In a low interest-rate regime, the lure of corporate FDs is understandable. Currently, bank FDs offer less than 7% for one to three years but certain CRISIL - FAAA rated corporate FDs offer interest rates in the range of 8-8.5%.

Since both bank and corporate FD rates are likely to see further rate cuts, investors are tempted to lock their investments in at current interest rates in corporate or bank fixed deposits.

``One should have locked into the fixed deposits of banks already since the indications were clear that the interest rates are trending downwards. If not done as yet, people can still do so,’’ says Arnav Pandya, certified financial planner (CFP).
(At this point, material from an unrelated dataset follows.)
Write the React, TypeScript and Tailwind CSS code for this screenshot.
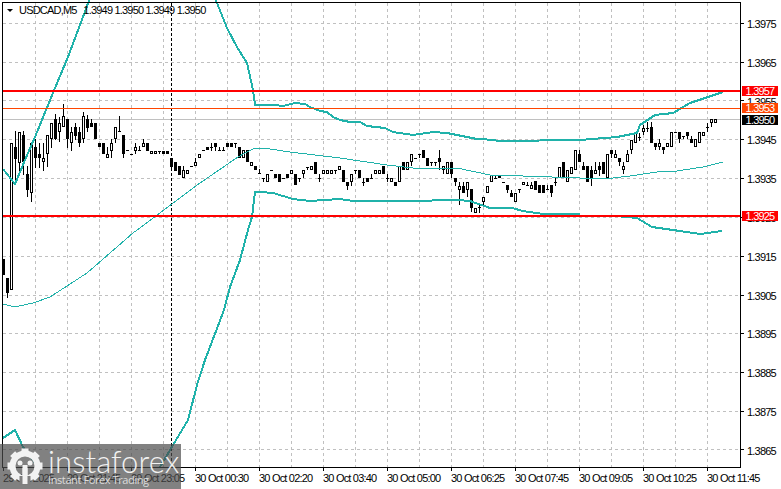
// top, bottom, high, low, filled (1 = black body)
type Candle = [number, number, number, number, number];

const candles: Candle[] = [
  [259, 275, 259, 275, 1], [278, 293, 278, 298, 1], [143, 290, 143, 290, 0], [147, 159, 131, 183, 1],
  [132, 163, 132, 175, 0], [135, 162, 131, 175, 1], [174, 190, 166, 197, 1], [143, 193, 143, 202, 0],
  [147, 158, 139, 168, 1], [154, 158, 143, 168, 1], [158, 162, 143, 171, 0], [135, 154, 135, 167, 0],
  [123, 139, 123, 148, 0], [119, 139, 114, 140, 1], [123, 132, 117, 142, 0], [116, 127, 104, 127, 0],
  [119, 139, 119, 148, 1], [132, 143, 127, 151, 0], [127, 136, 123, 140, 1], [132, 143, 127, 147, 1],
  [116, 139, 112, 143, 0], [119, 128, 115, 132, 1], [123, 127, 119, 127, 1], [123, 139, 123, 139, 1],
  [143, 147, 143, 147, 1], [143, 154, 143, 154, 1], [154, 158, 147, 158, 0], [143, 151, 139, 158, 0],
  [127, 139, 127, 143, 0], [131, 131, 116, 131, 0], [135, 154, 135, 158, 1], [150, 150, 150, 150, 0],
  [154, 154, 154, 154, 0], [147, 151, 143, 154, 0], [150, 150, 146, 151, 0], [143, 147, 139, 147, 0],
  [143, 151, 143, 151, 1], [151, 154, 151, 154, 0], [151, 154, 151, 154, 0], [151, 151, 151, 154, 0],
  [151, 154, 151, 154, 1], [151, 154, 151, 154, 1], [158, 167, 158, 171, 1], [162, 171, 162, 171, 1],
  [166, 175, 166, 175, 1], [170, 178, 166, 178, 0], [170, 174, 170, 174, 0], [166, 166, 166, 166, 0],
  [162, 166, 158, 166, 0], [154, 158, 154, 158, 0], [150, 150, 150, 150, 0], [147, 150, 147, 150, 1],
  [147, 147, 143, 151, 0], [143, 147, 143, 151, 1], [150, 150, 147, 150, 0], [150, 150, 147, 150, 0],
  [143, 147, 143, 147, 1], [143, 147, 143, 147, 1], [143, 143, 143, 148, 0], [147, 158, 147, 158, 1],
  [150, 158, 150, 158, 0], [150, 162, 150, 162, 1], [162, 166, 162, 166, 0], [166, 170, 166, 170, 1],
  [173, 173, 169, 173, 0], [178, 178, 178, 182, 0], [174, 182, 174, 182, 0], [170, 170, 170, 170, 0],
  [174, 178, 174, 178, 1], [174, 182, 174, 182, 1], [178, 178, 178, 178, 0], [174, 178, 174, 178, 1],
  [170, 174, 170, 174, 0], [174, 185, 174, 185, 1], [178, 178, 178, 182, 0], [170, 174, 170, 178, 0],
  [167, 167, 167, 170, 0], [166, 170, 166, 170, 0], [162, 174, 162, 174, 1], [178, 178, 174, 182, 0],
  [170, 174, 170, 174, 0], [170, 174, 170, 174, 0], [170, 174, 170, 174, 0], [170, 170, 170, 174, 0],
  [166, 170, 166, 170, 0], [170, 182, 170, 182, 1], [182, 186, 182, 190, 1], [174, 182, 174, 186, 0],
  [170, 170, 170, 174, 0], [170, 178, 170, 178, 1], [182, 182, 178, 186, 0], [178, 182, 178, 182, 1],
  [178, 178, 174, 178, 0], [170, 174, 170, 174, 0], [170, 174, 170, 174, 0], [166, 174, 166, 174, 1],
  [178, 178, 174, 182, 0], [178, 182, 178, 182, 0], [182, 186, 182, 186, 1], [166, 182, 166, 182, 0],
  [162, 170, 162, 170, 1], [162, 170, 162, 170, 0], [154, 162, 154, 166, 0], [158, 158, 158, 158, 0],
  [154, 154, 154, 158, 0], [150, 158, 150, 158, 1], [158, 166, 158, 166, 1], [162, 162, 162, 166, 0],
  [162, 162, 162, 166, 0], [158, 162, 150, 170, 1], [166, 170, 166, 174, 0], [162, 174, 162, 174, 0],
  [162, 174, 162, 178, 1], [178, 182, 178, 186, 1], [186, 190, 182, 205, 0], [186, 193, 182, 193, 1],
  [182, 190, 182, 197, 0], [189, 208, 189, 212, 1], [208, 213, 208, 213, 0], [207, 207, 205, 213, 0],
  [197, 202, 197, 207, 0], [186, 193, 186, 193, 0], [175, 182, 175, 182, 0], [178, 178, 175, 178, 0],
  [175, 178, 175, 178, 1], [182, 182, 182, 182, 0], [185, 190, 185, 193, 1], [193, 197, 190, 197, 1],
  [193, 202, 193, 202, 0], [189, 189, 189, 193, 0], [182, 185, 182, 185, 0], [185, 185, 182, 185, 0],
  [185, 189, 182, 189, 0], [181, 190, 181, 190, 1], [185, 193, 185, 193, 1], [185, 193, 185, 193, 1],
  [189, 189, 185, 189, 0], [185, 193, 185, 197, 1], [182, 182, 178, 186, 0], [167, 178, 167, 178, 0],
  [162, 178, 162, 178, 1], [170, 182, 170, 182, 0], [167, 174, 167, 174, 0], [150, 170, 150, 170, 0],
  [154, 162, 150, 162, 1], [166, 170, 162, 170, 1], [166, 182, 166, 182, 1], [170, 178, 166, 186, 1],
  [170, 174, 162, 174, 0], [166, 170, 162, 176, 1], [162, 174, 162, 174, 1], [154, 178, 154, 178, 0],
  [150, 154, 150, 158, 1], [154, 158, 150, 158, 0], [158, 162, 158, 166, 1], [166, 170, 162, 174, 0],
  [154, 162, 150, 162, 0], [140, 150, 140, 154, 0], [133, 143, 133, 143, 0], [137, 137, 133, 141, 0],
  [128, 132, 125, 135, 0], [128, 128, 122, 132, 0], [127, 143, 122, 143, 1], [143, 147, 143, 150, 1],
  [143, 147, 139, 150, 0], [147, 150, 147, 154, 1], [143, 147, 143, 147, 0], [132, 147, 132, 147, 0],
  [132, 132, 132, 132, 0], [132, 139, 132, 143, 1], [136, 136, 136, 139, 0], [132, 136, 132, 139, 1],
  [139, 143, 136, 143, 1], [139, 147, 139, 147, 0], [132, 143, 132, 143, 0], [132, 136, 132, 136, 0],
  [127, 127, 123, 132, 0], [119, 123, 119, 127, 0], [119, 123, 119, 123, 0],
];

const upperA = "3,169 15,184 25,160 35,137 55,88 68,57 90,-2";
const upperB =
  "215,-2 227,28 237,47 247,63 253,90 255,105 275,105 283,106 295,103 305,104 310,107 320,111 327,112 333,117 340,120 350,122 360,122 367,126 385,128 393,132 413,135 433,132 447,133 467,137 477,139 483,139 500,141 580,140 617,137 637,133 640,125 655,115 673,113 690,103 723,92";
const middle =
  "3,304 15,307 33,303 50,297 87,273 133,233 172,204 200,183 238,157 245,153 255,148 263,148 290,152 340,158 387,165 413,168 457,168 490,175 523,176 580,178 613,178 630,176 657,172 677,171 703,167 723,162";
const lowerA = "3,438 15,430 23,447 35,463 38,468";
const lowerB =
  "160,467 173,445 188,420 197,385 205,360 224,310 230,287 240,260 248,230 252,217 255,192 260,192 273,193 293,199 310,201 340,199 353,201 407,201 457,200 470,201 490,208 512,208 523,211 543,214 580,214";
const lowerC = "615,216 637,218 652,227 680,231 700,234 722,231";

const prices = ["1.3975", "1.3965", "1.3955", "1.3945", "1.3935", "1.3925", "1.3915", "1.3905", "1.3895", "1.3885", "1.3875", "1.3865"];
const times = [
  "29 Oct 2025", "29 Oct 21:45", "29 Oct 23:05", "30 Oct 00:30", "30 Oct 02:20", "30 Oct 03:40", "30 Oct 05:00",
  "30 Oct 06:25", "30 Oct 07:45", "30 Oct 09:05", "30 Oct 10:25", "30 Oct 11:45",
];
const gridY = [23, 62, 100, 139, 178, 217, 256, 295, 333, 372, 411, 449];
const gridX = Array.from({ length: 22 }, (_, i) => 35 + 32 * i);
const tickX = Array.from({ length: 12 }, (_, i) => 3 + 64 * i);
const gearTeeth = [0, 45, 90, 135, 180, 225, 270, 315];

function Chart() {
  return (
    <svg width="744" height="471" viewBox="0 0 744 471" className="block shrink-0" shapeRendering="crispEdges">
      {gridX.map((x) => (
        <line key={x} x1={x + 0.5} x2={x + 0.5} y1={3} y2={467} stroke="#c0c0c0" strokeDasharray="3 3" />
      ))}
      {gridY.map((y) => (
        <line key={y} x1={3} x2={740} y1={y + 0.5} y2={y + 0.5} stroke="#c0c0c0" strokeDasharray="3 3" />
      ))}
      <line x1={3} x2={740} y1={119.5} y2={119.5} stroke="#c0c0c0" />
      <line x1={171.5} x2={171.5} y1={3} y2={467} stroke="#000" strokeDasharray="3 2" />

      {candles.map(([t, b, h, l, filled], i) => {
        const c = 3 + 4 * i;
        return (
          <g key={i}>
            <rect x={c} y={h} width={1} height={Math.max(l - h, 1)} fill="#000" />
            <rect x={c - 1} y={t} width={3} height={Math.max(b - t, 1)} fill="#000" />
            {!filled && b - t > 2 && <rect x={c} y={t + 1} width={1} height={b - t - 2} fill="#fff" />}
          </g>
        );
      })}

      <g fill="none" stroke="#20b2aa">
        <polyline points={upperA} strokeWidth={2} />
        <polyline points={upperB} strokeWidth={2} />
        <polyline points={lowerA} strokeWidth={2} />
        <polyline points={lowerB} strokeWidth={2} />
        <polyline points={lowerC} strokeWidth={2} />
        <polyline points={middle} strokeWidth={1} />
      </g>

      <rect x={3} y={90} width={737} height={2} fill="#ff0000" />
      <rect x={3} y={215} width={737} height={2} fill="#ff0000" />
      <rect x={3} y={108} width={737} height={1} fill="#ff4500" />

      <rect x={2} y={2} width={739} height={1} fill="#000" />
      <rect x={2} y={2} width={1} height={466} fill="#000" />
      <rect x={740} y={2} width={1} height={466} fill="#000" />
      <rect x={2} y={467} width={739} height={1} fill="#000" />
      {gridY.map((y) => (
        <rect key={y} x={741} y={y} width={3} height={1} fill="#000" />
      ))}
      {tickX.map((x) => (
        <rect key={x} x={x} y={468} width={1} height={3} fill="#000" />
      ))}
    </svg>
  );
}

function PriceTag({ label, className }: { label: string; className: string }) {
  return (
    <div className={`absolute left-[742px] w-[36px] h-[10px] flex items-center justify-center leading-none ${className}`}>
      {label}
    </div>
  );
}

function Logo() {
  return (
    <div className="absolute left-0 bottom-0 w-[181px] h-[45px] bg-[#4b4b4b]/70 overflow-hidden">
      <div className="flex pl-[7px] pt-[4px] gap-[5px]">
        <svg width="36" height="37" viewBox="0 0 36 37" className="shrink-0">
          <circle cx="18" cy="18" r="12.5" fill="none" stroke="#f2f2f2" strokeWidth="6" />
          {gearTeeth.map((a) => (
            <rect key={a} x="14.5" y="0.5" width="7" height="6" fill="#f2f2f2" transform={`rotate(${a} 18 18)`} />
          ))}
          <circle cx="13" cy="15" r="2.5" fill="#f2f2f2" />
          <circle cx="23" cy="15" r="2.5" fill="#f2f2f2" />
          <rect x="15.5" y="17" width="5" height="19" fill="#f2f2f2" />
          <rect x="12.5" y="28" width="11" height="9" fill="#7f7f7f" />
          <rect x="15.5" y="20" width="5" height="16" fill="#f2f2f2" />
        </svg>
        <div className="flex flex-col text-[#f2f2f2]">
          <span className="font-['Lato','Open_Sans',sans-serif] font-light text-[31px] leading-[26px] tracking-[0.1px]">
            instaforex
          </span>
          <span className="font-['Open_Sans',sans-serif] text-[11px] leading-[11px] tracking-[-0.4px] text-[#dcdcdc]">
            Instant Forex Trading
          </span>
        </div>
      </div>
    </div>
  );
}

export default function App() {
  return (
    <div className="relative w-[781px] h-[489px] bg-white overflow-hidden text-black font-['Liberation_Sans',sans-serif] text-[11px] tracking-[-0.8px]">
      <div className="flex h-[471px]">
        <Chart />
        <div className="pt-[18px] pl-[3px] leading-[12px]">
          {prices.map((p) => (
            <div key={p} className="h-[38.8px]">
              {p}
            </div>
          ))}
        </div>
      </div>

      <div className="flex pl-[3px] leading-[14px]">
        {times.map((t) => (
          <div key={t} className="w-[64px] shrink-0 whitespace-nowrap">
            {t}
          </div>
        ))}
      </div>

      <div className="absolute left-[7px] top-[3px] flex items-center gap-[6px] leading-[14px]">
        <div className="w-0 h-0 border-x-[3px] border-t-[3px] border-x-transparent border-t-black" />
        <span className="whitespace-pre">USDCAD,M5   1.3949 1.3950 1.3949 1.3950</span>
      </div>

      <PriceTag label="1.3957" className="top-[86px] bg-[#ff0000] text-white" />
      <PriceTag label="1.3953" className="top-[103px] bg-[#ff4500] text-white" />
      <PriceTag label="1.3950" className="top-[115px] bg-black text-white" />
      <PriceTag label="1.3925" className="top-[211px] bg-[#ff0000] text-white" />

      <Logo />
    </div>
  );
}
But he cautions against investing in corporate deposits. ``One should not lock in to fixed deposits of corporates unless one has a very high risk appetite,’’ says Pandya.

``When you invest in one company, then you are concentrating your risks as against investing in a mutual fund where the risks are diversified,’’ explains Hemant Rustagi, CEO, Wiseinvest Advisors.   

After all, as top-rated corporates lower their deposit rates, one would be left with the deposits of riskier companies.

The slowdown in the economy could affect the performance of corporates in the short term, leaving investors open to the risk of defaults. ``While the long term impacts (of demonetization) can be overwhelmingly positive, it does add uncertainty in the near term. The economy will probably take a couple of quarters to come back,’’ says PVK Mohan, head-equity, Principal Mutual Fund.

``For shorter time periods, usually shorter term debt funds or fixed deposits may be considered,’’ says Mohan.

``This is a poor time to enter fixed deposits,’’ feels Vidya Bala, head of mutual fund research, FundsIndia.

``For those looking to invest in debt funds across time frame - starting from liquid or ultra-short term (for shorter time frames) and short-term debt / dynamic bond / income funds for medium to long term, can be expected to comfortably beat the current savings/FD rates as the case may be,’’ adds Bala.

Many investors only look at the gross returns while deciding where to invest. Rustagi advises investors to keep an eye on the post-tax return.

The cash reserve ratio (CRR) hike is unlikely to arrest the downward slide of bank deposit rates. ``Bank deposit rates will continue to be low or fall further as a result of CRR hike. The steep fall in gilt yields will be a bit curtailed by the CRR requirement by RBI. However,  long-term debt fund investors and debt funds will likely score over FDs and corporate deposits,’’ says Bala.